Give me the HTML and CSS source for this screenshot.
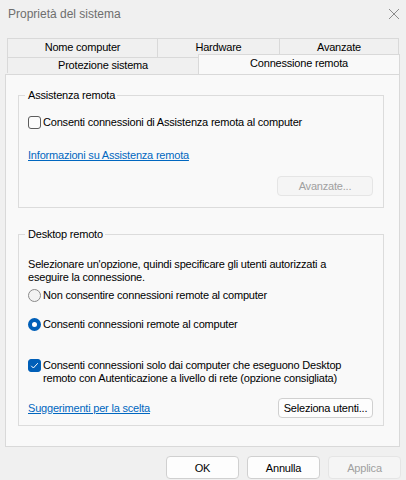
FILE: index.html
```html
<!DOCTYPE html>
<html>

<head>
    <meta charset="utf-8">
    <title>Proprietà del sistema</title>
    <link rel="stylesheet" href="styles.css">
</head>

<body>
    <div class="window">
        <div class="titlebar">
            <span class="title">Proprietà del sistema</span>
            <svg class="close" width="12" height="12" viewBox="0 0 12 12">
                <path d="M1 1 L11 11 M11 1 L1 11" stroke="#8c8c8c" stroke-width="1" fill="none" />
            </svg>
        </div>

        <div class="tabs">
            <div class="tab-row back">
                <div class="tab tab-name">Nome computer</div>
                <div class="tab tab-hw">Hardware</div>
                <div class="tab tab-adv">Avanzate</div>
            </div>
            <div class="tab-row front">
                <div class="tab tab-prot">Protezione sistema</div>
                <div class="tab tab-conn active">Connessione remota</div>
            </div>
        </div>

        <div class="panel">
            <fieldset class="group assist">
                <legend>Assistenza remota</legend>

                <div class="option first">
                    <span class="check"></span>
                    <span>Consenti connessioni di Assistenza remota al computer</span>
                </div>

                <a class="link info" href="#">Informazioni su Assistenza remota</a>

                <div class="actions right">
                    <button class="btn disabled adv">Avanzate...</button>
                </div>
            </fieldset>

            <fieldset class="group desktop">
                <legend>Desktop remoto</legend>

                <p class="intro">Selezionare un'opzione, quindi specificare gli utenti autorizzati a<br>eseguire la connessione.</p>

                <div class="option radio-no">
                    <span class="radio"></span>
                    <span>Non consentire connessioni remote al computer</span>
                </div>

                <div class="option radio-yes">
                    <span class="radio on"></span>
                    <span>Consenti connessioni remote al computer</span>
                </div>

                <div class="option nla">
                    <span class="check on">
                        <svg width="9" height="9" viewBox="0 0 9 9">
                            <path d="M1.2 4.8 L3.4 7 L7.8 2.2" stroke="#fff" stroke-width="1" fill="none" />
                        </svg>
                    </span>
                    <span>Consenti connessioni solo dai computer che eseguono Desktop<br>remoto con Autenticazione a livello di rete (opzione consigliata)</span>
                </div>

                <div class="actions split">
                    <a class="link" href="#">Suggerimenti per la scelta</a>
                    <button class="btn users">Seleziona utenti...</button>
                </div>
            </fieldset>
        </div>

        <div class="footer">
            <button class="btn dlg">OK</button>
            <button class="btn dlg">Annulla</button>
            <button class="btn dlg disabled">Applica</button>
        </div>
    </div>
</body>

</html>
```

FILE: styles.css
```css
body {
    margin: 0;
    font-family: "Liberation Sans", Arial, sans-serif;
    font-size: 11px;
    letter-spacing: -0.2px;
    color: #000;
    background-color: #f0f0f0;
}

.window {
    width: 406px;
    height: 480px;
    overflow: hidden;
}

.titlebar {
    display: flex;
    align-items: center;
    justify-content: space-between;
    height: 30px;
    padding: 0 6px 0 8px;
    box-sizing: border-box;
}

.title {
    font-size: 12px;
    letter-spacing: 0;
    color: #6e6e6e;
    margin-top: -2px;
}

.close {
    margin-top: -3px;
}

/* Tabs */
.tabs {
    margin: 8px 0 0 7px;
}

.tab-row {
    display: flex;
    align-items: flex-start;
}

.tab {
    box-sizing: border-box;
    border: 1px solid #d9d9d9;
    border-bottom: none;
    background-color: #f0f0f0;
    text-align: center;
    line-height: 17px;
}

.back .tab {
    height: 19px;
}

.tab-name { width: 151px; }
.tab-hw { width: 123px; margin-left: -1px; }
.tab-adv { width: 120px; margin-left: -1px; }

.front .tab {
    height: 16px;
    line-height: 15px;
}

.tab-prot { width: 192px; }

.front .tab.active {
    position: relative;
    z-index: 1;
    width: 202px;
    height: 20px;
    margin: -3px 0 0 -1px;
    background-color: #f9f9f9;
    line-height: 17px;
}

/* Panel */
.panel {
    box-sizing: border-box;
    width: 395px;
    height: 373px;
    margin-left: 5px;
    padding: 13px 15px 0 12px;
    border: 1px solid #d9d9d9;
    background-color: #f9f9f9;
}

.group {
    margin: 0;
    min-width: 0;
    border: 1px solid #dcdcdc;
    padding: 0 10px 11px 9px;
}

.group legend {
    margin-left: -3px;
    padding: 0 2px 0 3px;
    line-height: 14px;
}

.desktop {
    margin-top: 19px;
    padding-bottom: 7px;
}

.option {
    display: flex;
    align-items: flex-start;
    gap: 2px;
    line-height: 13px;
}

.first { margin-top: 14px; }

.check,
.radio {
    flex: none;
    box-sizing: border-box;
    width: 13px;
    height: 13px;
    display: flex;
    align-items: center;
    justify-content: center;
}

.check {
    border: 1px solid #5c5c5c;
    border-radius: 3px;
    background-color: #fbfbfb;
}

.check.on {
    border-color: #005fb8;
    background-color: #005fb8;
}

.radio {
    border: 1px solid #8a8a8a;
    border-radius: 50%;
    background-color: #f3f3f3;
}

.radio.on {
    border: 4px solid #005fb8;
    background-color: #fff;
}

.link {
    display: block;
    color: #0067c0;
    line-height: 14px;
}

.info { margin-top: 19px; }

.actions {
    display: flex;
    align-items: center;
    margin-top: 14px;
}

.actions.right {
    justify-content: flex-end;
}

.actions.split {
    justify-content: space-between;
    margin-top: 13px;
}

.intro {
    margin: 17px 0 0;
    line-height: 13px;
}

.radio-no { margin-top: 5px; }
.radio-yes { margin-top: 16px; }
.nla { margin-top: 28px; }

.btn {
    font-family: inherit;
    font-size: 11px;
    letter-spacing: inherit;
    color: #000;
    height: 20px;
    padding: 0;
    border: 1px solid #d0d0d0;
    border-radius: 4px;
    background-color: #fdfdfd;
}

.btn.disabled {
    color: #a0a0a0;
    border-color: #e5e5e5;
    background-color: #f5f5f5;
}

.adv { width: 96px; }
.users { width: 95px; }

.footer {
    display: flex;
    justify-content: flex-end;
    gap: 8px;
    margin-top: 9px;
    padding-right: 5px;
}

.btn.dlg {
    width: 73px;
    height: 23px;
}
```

◆ Written problem ◆
Leave every image out, and retype the material exactly.

◆ Complete answer ◆
Give me the HTML and CSS source for this screenshot.
FILE: index.html
```html
<!DOCTYPE html>
<html>

<head>
    <meta charset="utf-8">
    <title>Proprietà del sistema</title>
    <link rel="stylesheet" href="styles.css">
</head>

<body>
    <div class="window">
        <div class="titlebar">
            <span class="title">Proprietà del sistema</span>
            <svg class="close" width="12" height="12" viewBox="0 0 12 12">
                <path d="M1 1 L11 11 M11 1 L1 11" stroke="#8c8c8c" stroke-width="1" fill="none" />
            </svg>
        </div>

        <div class="tabs">
            <div class="tab-row back">
                <div class="tab tab-name">Nome computer</div>
                <div class="tab tab-hw">Hardware</div>
                <div class="tab tab-adv">Avanzate</div>
            </div>
            <div class="tab-row front">
                <div class="tab tab-prot">Protezione sistema</div>
                <div class="tab tab-conn active">Connessione remota</div>
            </div>
        </div>

        <div class="panel">
            <fieldset class="group assist">
                <legend>Assistenza remota</legend>

                <div class="option first">
                    <span class="check"></span>
                    <span>Consenti connessioni di Assistenza remota al computer</span>
                </div>

                <a class="link info" href="#">Informazioni su Assistenza remota</a>

                <div class="actions right">
                    <button class="btn disabled adv">Avanzate...</button>
                </div>
            </fieldset>

            <fieldset class="group desktop">
                <legend>Desktop remoto</legend>

                <p class="intro">Selezionare un'opzione, quindi specificare gli utenti autorizzati a<br>eseguire la connessione.</p>

                <div class="option radio-no">
                    <span class="radio"></span>
                    <span>Non consentire connessioni remote al computer</span>
                </div>

                <div class="option radio-yes">
                    <span class="radio on"></span>
                    <span>Consenti connessioni remote al computer</span>
                </div>

                <div class="option nla">
                    <span class="check on">
                        <svg width="9" height="9" viewBox="0 0 9 9">
                            <path d="M1.2 4.8 L3.4 7 L7.8 2.2" stroke="#fff" stroke-width="1" fill="none" />
                        </svg>
                    </span>
                    <span>Consenti connessioni solo dai computer che eseguono Desktop<br>remoto con Autenticazione a livello di rete (opzione consigliata)</span>
                </div>

                <div class="actions split">
                    <a class="link" href="#">Suggerimenti per la scelta</a>
                    <button class="btn users">Seleziona utenti...</button>
                </div>
            </fieldset>
        </div>

        <div class="footer">
            <button class="btn dlg">OK</button>
            <button class="btn dlg">Annulla</button>
            <button class="btn dlg disabled">Applica</button>
        </div>
    </div>
</body>

</html>
```

FILE: styles.css
```css
body {
    margin: 0;
    font-family: "Liberation Sans", Arial, sans-serif;
    font-size: 11px;
    letter-spacing: -0.2px;
    color: #000;
    background-color: #f0f0f0;
}

.window {
    width: 406px;
    height: 480px;
    overflow: hidden;
}

.titlebar {
    display: flex;
    align-items: center;
    justify-content: space-between;
    height: 30px;
    padding: 0 6px 0 8px;
    box-sizing: border-box;
}

.title {
    font-size: 12px;
    letter-spacing: 0;
    color: #6e6e6e;
    margin-top: -2px;
}

.close {
    margin-top: -3px;
}

/* Tabs */
.tabs {
    margin: 8px 0 0 7px;
}

.tab-row {
    display: flex;
    align-items: flex-start;
}

.tab {
    box-sizing: border-box;
    border: 1px solid #d9d9d9;
    border-bottom: none;
    background-color: #f0f0f0;
    text-align: center;
    line-height: 17px;
}

.back .tab {
    height: 19px;
}

.tab-name { width: 151px; }
.tab-hw { width: 123px; margin-left: -1px; }
.tab-adv { width: 120px; margin-left: -1px; }

.front .tab {
    height: 16px;
    line-height: 15px;
}

.tab-prot { width: 192px; }

.front .tab.active {
    position: relative;
    z-index: 1;
    width: 202px;
    height: 20px;
    margin: -3px 0 0 -1px;
    background-color: #f9f9f9;
    line-height: 17px;
}

/* Panel */
.panel {
    box-sizing: border-box;
    width: 395px;
    height: 373px;
    margin-left: 5px;
    padding: 13px 15px 0 12px;
    border: 1px solid #d9d9d9;
    background-color: #f9f9f9;
}

.group {
    margin: 0;
    min-width: 0;
    border: 1px solid #dcdcdc;
    padding: 0 10px 11px 9px;
}

.group legend {
    margin-left: -3px;
    padding: 0 2px 0 3px;
    line-height: 14px;
}

.desktop {
    margin-top: 19px;
    padding-bottom: 7px;
}

.option {
    display: flex;
    align-items: flex-start;
    gap: 2px;
    line-height: 13px;
}

.first { margin-top: 14px; }

.check,
.radio {
    flex: none;
    box-sizing: border-box;
    width: 13px;
    height: 13px;
    display: flex;
    align-items: center;
    justify-content: center;
}

.check {
    border: 1px solid #5c5c5c;
    border-radius: 3px;
    background-color: #fbfbfb;
}

.check.on {
    border-color: #005fb8;
    background-color: #005fb8;
}

.radio {
    border: 1px solid #8a8a8a;
    border-radius: 50%;
    background-color: #f3f3f3;
}

.radio.on {
    border: 4px solid #005fb8;
    background-color: #fff;
}

.link {
    display: block;
    color: #0067c0;
    line-height: 14px;
}

.info { margin-top: 19px; }

.actions {
    display: flex;
    align-items: center;
    margin-top: 14px;
}

.actions.right {
    justify-content: flex-end;
}

.actions.split {
    justify-content: space-between;
    margin-top: 13px;
}

.intro {
    margin: 17px 0 0;
    line-height: 13px;
}

.radio-no { margin-top: 5px; }
.radio-yes { margin-top: 16px; }
.nla { margin-top: 28px; }

.btn {
    font-family: inherit;
    font-size: 11px;
    letter-spacing: inherit;
    color: #000;
    height: 20px;
    padding: 0;
    border: 1px solid #d0d0d0;
    border-radius: 4px;
    background-color: #fdfdfd;
}

.btn.disabled {
    color: #a0a0a0;
    border-color: #e5e5e5;
    background-color: #f5f5f5;
}

.adv { width: 96px; }
.users { width: 95px; }

.footer {
    display: flex;
    justify-content: flex-end;
    gap: 8px;
    margin-top: 9px;
    padding-right: 5px;
}

.btn.dlg {
    width: 73px;
    height: 23px;
}
```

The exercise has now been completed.